What do I say? How do I address her? (Say nothing until spoken to, then address her as ‘your majesty’ the first time and ‘m’am’ -- rhymes with spam -- thereafter.) Do I say goodbye or thank you? (No. Another bow will suffice as she moves on.)

We were advised the Queen was scheduled to be with us for precisely one hour, not a minute more. It was stressed she had to leave on time to arrive promptly at her next engagement later that afternoon. She had a lot of ground to cover with us and a couple of strategic stops were planned to allow her to meet carefully selected managers and staff working on the production line. Clearly, the tour had to be timed to the second. So, we placed large wall clocks along the route, each with a strip of black tape in a key location on its face. All concerned knew that when the minute hand reached the black strip on the nearest clock to them, they had to find a way to move the royal party along.

Given the constant threat of the IRA, security was of paramount concern. I was warned several times it would be a monumental disaster and the end of my career should anything happen on IBM turf to the crowned head of half the universe.

When the day arrived, I was part of the reception party waiting at the end of a short line in the lobby. Close by, was a very tall plain-clothes member of an elite Scotland Yard team later to be known as the RPS, The Royal Protection Squad. Other fully armed members of his squad were dotted around the campus and on the tops of buildings. We were all on high alert.

Then it happened.

The Queen had just begun climbing the stairs from her car to reception when the officer next to me turned to ask why there were wires trailing across the floor directly in front of where Her Majesty was about to sit and sign the visitors’ book. They were TV cables, I explained. But just then we both began to smell smoke. “What’s that?” he hissed angrily, now very alarmed as the Queen was less than 15 feet away. We both turned and saw smoke beginning to fill the corridor behind us, halfway down the route the Queen would walk in less than five minutes, trailed by a TV camera and a gaggle of VIPs.

We both sprinted down the corridor and were upon the problem in an instant. The smoke seemed to be coming from a service closet. The cop ripped open its door, grabbed a smoking canister on the floor, tightly clutched it to his chest and raced along the route to the exit like a crazed rugby winger racing for a touchdown with me hard on his heels. As we suddenly burst out of the exit’s double-doors in a ringing clamor of noise three minutes later, I saw a police marksman high on a rooftop stand up and train his telescopic sight directly at us. At the same time, hundreds of schoolchildren lining the exit road waiting for the Queen to pass, cheerfully waved at us from a sea of England’s red-white-and-blue Union Jacks.
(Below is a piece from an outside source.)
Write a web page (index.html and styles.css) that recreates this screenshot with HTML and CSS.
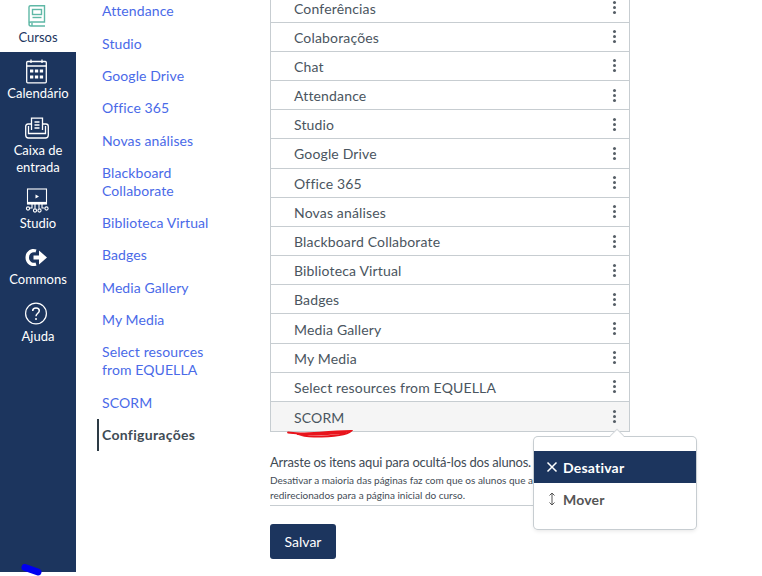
FILE: index.html
```html
<!DOCTYPE html>
<html lang="pt">
<head>
    <meta charset="UTF-8">
    <meta name="viewport" content="width=device-width, initial-scale=1.0">
    <title>Configurações</title>
    <link rel="stylesheet" href="styles.css">
</head>
<body>
    <div class="app">
        <nav class="global-nav">
            <a class="global-item global-active">
                <svg class="global-icon" viewBox="0 0 26 26" width="26" height="26" fill="none" stroke="#5fb8a6" stroke-width="1.4">
                    <path d="M5 21V5C5 4.200 5.600 3.700 6.500 3.700H20.500V20H7C5.700 20 5 20.700 5 22C5 23.300 5.700 24 7 24H21"/>
                    <path d="M8 20.500V24"/>
                    <rect x="8.500" y="7.500" width="9" height="5"/>
                    <path d="M8.500 15.500H17.500"/>
                </svg>
                <span>Cursos</span>
            </a>
            <a class="global-item">
                <svg class="global-icon" viewBox="0 0 26 26" width="26" height="26" fill="none" stroke="#fff" stroke-width="1.300">
                    <rect x="2.700" y="3.500" width="19.600" height="21.300" rx="1"/>
                    <path d="M2.700 8H22.300M7 1.500V5M18 1.500V5"/>
                    <g fill="#fff" stroke="none">
                        <rect x="6" y="11.500" width="3.300" height="3"/><rect x="10.900" y="11.500" width="3.300" height="3"/><rect x="15.800" y="11.500" width="3.300" height="3"/>
                        <rect x="6" y="17.500" width="3.300" height="3"/><rect x="10.900" y="17.500" width="3.300" height="3"/><rect x="15.800" y="17.500" width="3.300" height="3"/>
                    </g>
                </svg>
                <span>Calendário</span>
            </a>
            <a class="global-item global-inbox">
                <svg class="global-icon" viewBox="0 0 26 26" width="26" height="26" fill="none" stroke="#fff" stroke-width="1.300">
                    <path d="M7.500 15V3.200H18.500V15"/>
                    <path d="M10.500 7H15.500M10.500 10H15.500M10.500 13H15.500"/>
                    <path d="M7.500 9H4C2.500 9 1.700 10 1.700 11.500V20C1.700 22 2.700 23 4.500 23H21.500C23.300 23 24.300 22 24.300 20V11.500C24.300 10 23.500 9 22 9H18.500"/>
                    <path d="M4.500 11V18.500H21.500V11"/>
                </svg>
                <span>Caixa de<br>entrada</span>
            </a>
            <a class="global-item">
                <svg class="global-icon" viewBox="0 0 26 26" width="26" height="26" fill="none" stroke="#fff" stroke-width="1.100">
                    <rect x="3.500" y="1" width="19" height="15"/>
                    <path d="M3.500 15H22.500" stroke-width="2.200"/>
                    <path d="M11.500 6.500L15 8.500L11.500 10.500Z" fill="#fff" stroke="none"/>
                    <path d="M8 16V20H5.500M11 16V20.500M15 16V20.500M18 16V20H20.500"/>
                    <circle cx="4" cy="20.500" r="1.600"/><circle cx="11" cy="22.500" r="1.600"/><circle cx="15.500" cy="22.500" r="1.600"/><circle cx="22.500" cy="20.500" r="1.600"/>
                </svg>
                <span>Studio</span>
            </a>
            <a class="global-item">
                <svg class="global-icon" viewBox="0 0 26 26" width="26" height="26" fill="#fff">
                    <path d="M12.500 5.500C7.500 3.500 1.500 7 1.500 13.500C1.500 20 7.500 23.500 12.500 21.500L11.500 18.500C8.300 19.500 5 17.500 5 13.500C5 9.500 8.300 7.500 11.500 8.500Z"/>
                    <path d="M9.500 11.500H15V6.500L23 13.500L15 20.500V15.500H9.500Z"/>
                </svg>
                <span>Commons</span>
            </a>
            <a class="global-item">
                <svg class="global-icon" viewBox="0 0 26 26" width="26" height="26" fill="none" stroke="#fff" stroke-width="1.200">
                    <circle cx="12" cy="12.500" r="10.400"/>
                    <path d="M8.700 10C8.700 8 10.200 7 12 7C13.900 7 15.300 8.100 15.300 9.800C15.300 12.300 12 12.300 12 15.300" stroke-width="1.500"/>
                    <circle cx="12" cy="18" r="1" fill="#fff" stroke="none"/>
                </svg>
                <span>Ajuda</span>
            </a>
        </nav>

        <ul class="course-nav">
            <li><a>Attendance</a></li>
            <li><a>Studio</a></li>
            <li><a>Google Drive</a></li>
            <li><a>Office 365</a></li>
            <li><a>Novas análises</a></li>
            <li><a>Blackboard Collaborate</a></li>
            <li><a>Biblioteca Virtual</a></li>
            <li><a>Badges</a></li>
            <li><a>Media Gallery</a></li>
            <li><a>My Media</a></li>
            <li><a>Select resources from EQUELLA</a></li>
            <li><a>SCORM</a></li>
            <li class="course-active"><a>Configurações</a></li>
        </ul>

        <main class="settings">
            <ul class="tab-list">
                <li class="tab-row"><span>Conferências</span><i class="dots"></i></li>
                <li class="tab-row"><span>Colaborações</span><i class="dots"></i></li>
                <li class="tab-row"><span>Chat</span><i class="dots"></i></li>
                <li class="tab-row"><span>Attendance</span><i class="dots"></i></li>
                <li class="tab-row"><span>Studio</span><i class="dots"></i></li>
                <li class="tab-row"><span>Google Drive</span><i class="dots"></i></li>
                <li class="tab-row"><span>Office 365</span><i class="dots"></i></li>
                <li class="tab-row"><span>Novas análises</span><i class="dots"></i></li>
                <li class="tab-row"><span>Blackboard Collaborate</span><i class="dots"></i></li>
                <li class="tab-row"><span>Biblioteca Virtual</span><i class="dots"></i></li>
                <li class="tab-row"><span>Badges</span><i class="dots"></i></li>
                <li class="tab-row"><span>Media Gallery</span><i class="dots"></i></li>
                <li class="tab-row"><span>My Media</span><i class="dots"></i></li>
                <li class="tab-row"><span>Select resources from EQUELLA</span><i class="dots"></i></li>
                <li class="tab-row tab-row-hover"><span>SCORM</span><i class="dots"></i></li>
            </ul>
            <div class="hidden-note">
                <p class="note-title">Arraste os itens aqui para ocultá-los dos alunos.</p>
                <p class="note-small">Desativar a maioria das páginas faz com que os alunos que as<br>redirecionados para a página inicial do curso.</p>
            </div>
            <button class="save-button">Salvar</button>
        </main>

        <div class="popover">
            <div class="menu-item menu-active">
                <svg viewBox="0 0 12 12" width="12" height="12" fill="none" stroke="#fff" stroke-width="1.500"><path d="M1.500 1.500L10.500 10.500M10.500 1.500L1.500 10.500"/></svg>
                <span>Desativar</span>
            </div>
            <div class="menu-item">
                <svg viewBox="0 0 12 14" width="12" height="14" fill="none" stroke="#555" stroke-width="1"><path d="M6 1V13M3.500 3.500L6 1L8.500 3.500M3.500 10.500L6 13L8.500 10.500"/></svg>
                <span>Mover</span>
            </div>
        </div>

        <svg class="scribble-red" viewBox="0 0 66 10" width="66" height="10"><path d="M1 3.500C14 6 30 3 64 2C60 6 42 7.500 27 7.500C20 7.500 14 6.500 10 5C26 6 44 5 58 3.500" fill="none" stroke="#e8141c" stroke-width="1.800" stroke-linecap="round"/></svg>
        <svg class="scribble-blue" viewBox="0 0 22 12" width="22" height="12"><path d="M5 3.500L18 8" fill="none" stroke="#0000f0" stroke-width="7" stroke-linecap="round"/></svg>
    </div>
</body>
</html>
```

FILE: styles.css
```css
*{
    box-sizing: border-box;
}

html, body{
    margin: 0;
    height: 100%;
    overflow: hidden;
}

body{
    font-family: Lato, "Open Sans", sans-serif;
    color: #2d3b45;
    background-color: white;
}

ul{
    list-style: none;
    margin: 0;
    padding: 0;
}

.app{
    position: relative;
    display: flex;
    align-items: flex-start;
    width: 762px;
    height: 576px;
    overflow: hidden;
}

/* global nav */
.global-nav{
    flex: none;
    width: 76px;
    height: 572px;
    background-color: #1c355e;
    color: white;
    font-size: 13px;
    line-height: 17px;
    text-align: center;
}

.global-item{
    display: block;
    padding: 5.500px 0 7.100px;
}

.global-inbox{
    padding-top: 6.100px;
    padding-bottom: 6.500px;
}

.global-active{
    height: 52px;
    padding-top: 1.500px;
    padding-bottom: 0;
    background-color: white;
    color: #1c355e;
}

.global-icon{
    display: block;
    margin: 0 auto 1px;
    transform: translateX(-1px);
}

/* course nav */
.course-nav{
    flex: none;
    width: 194px;
    margin-left: 21px;
    padding-top: 2.200px;
    font-size: 14px;
    line-height: 18px;
    letter-spacing: 0.100px;
    color: #4a6ae8;
}

.course-nav li{
    margin-bottom: 14.340px;
    padding-left: 5px;
    padding-right: 70px;
}

.course-nav .course-active{
    margin-top: -7px;
    padding-top: 7px;
    padding-bottom: 7px;
    border-left: 2px solid #2d3b45;
    padding-left: 3px;
    padding-right: 0;
    font-weight: 700;
    letter-spacing: 0.300px;
    color: #3f4b55;
}

/* tabs */
.settings{
    flex: none;
    width: 360px;
    margin-left: -21px;
}

.tab-list{
    margin-top: -6.600px;
    border: 1px solid #c7cdd1;
    border-top: none;
}

.tab-row{
    display: flex;
    align-items: center;
    justify-content: space-between;
    height: 29.200px;
    padding-top: 1px;
    padding-left: 23px;
    padding-right: 13.500px;
    border-bottom: 1px solid #c7cdd1;
    font-size: 14px;
    letter-spacing: 0.160px;
    color: #4a5560;
}

.tab-row:last-child{
    border-bottom: none;
}

.tab-row-hover{
    background-color: #f5f5f5;
}

.dots{
    width: 3px;
    height: 3px;
    margin-top: -1px;
    border-radius: 50%;
    background-color: #555e66;
    box-shadow: 0 -5px 0 #555e66, 0 5px 0 #555e66;
}

.hidden-note{
    margin-top: 22px;
    padding-bottom: 3px;
    border-bottom: 1px solid #c7cdd1;
}

.note-title{
    margin: 0;
    font-size: 13px;
    line-height: 17px;
    letter-spacing: -0.200px;
    white-space: nowrap;
    color: #3f4b55;
}

.note-small{
    margin: 2px 0 0;
    font-size: 10px;
    line-height: 14.500px;
    color: #3f4b55;
}

.save-button{
    display: block;
    width: 66px;
    height: 35px;
    margin-top: 18px;
    border: none;
    border-radius: 3px;
    background-color: #1c355e;
    color: white;
    font-family: inherit;
    font-size: 14px;
}

/* popup menu over the list */
.popover{
    position: absolute;
    left: 534px;
    top: 437px;
    width: 162px;
    padding: 14px 0;
    border-radius: 4px;
    background-color: white;
    box-shadow: 0 0 0 1px #c7cdd1, 0 2px 4px rgba(0, 0, 0, 0.1);
    font-size: 14px;
    font-weight: 700;
    letter-spacing: 0.200px;
    color: #555;
}

.popover::before{
    content: "";
    position: absolute;
    left: 78px;
    top: -5px;
    width: 10px;
    height: 10px;
    transform: rotate(45deg);
    background-color: white;
    box-shadow: -1px -1px 0 #d5d9dc;
}

.menu-item{
    display: flex;
    align-items: center;
    gap: 5px;
    height: 32px;
    padding-left: 12px;
}

.menu-active{
    position: relative;
    background-color: #1c355e;
    color: white;
}

/* hand drawn marks */
.scribble-red{
    position: absolute;
    left: 287px;
    top: 429px;
}

.scribble-blue{
    position: absolute;
    left: 20px;
    top: 564px;
}
```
That was the end of the Royal Tour for me. Months of work were over without my being presented to Her Majesty, as expected. Instead, mine was a big moment of another heart-stopping kind.

Apparently, someone about to meet the Queen of England right there at his workstation, was having a nervous smoke moments before she arrived. He had hurriedly tried to snuff it out in the sand of a cannister then quickly shoved the whole thing into the cupboard opposite where he stood. Unfortunately, the cigarette had not gone out but had grown into an ever-thickening bloom of choking gray smoke.

I didn’t see the Queen again or the rest of her party when they left on time 40 minutes later. By then, I was waiting at a nearby hotel putting the finishing touches on a post-visit champagne reception for the brass. When the first of the executives arrived to unwind and celebrate, I anxiously asked if the rest of the tour had gone well, if the Queen had left in one piece, and on time. I was assured the Royal Visit had been a success.

Soon after, I was presented with an 18th Century Georgian silver platter engraved with a commemorative tribute and sent on international assignment to IBM’s European Headquarters in Paris.

I was never to live and work in my home country again.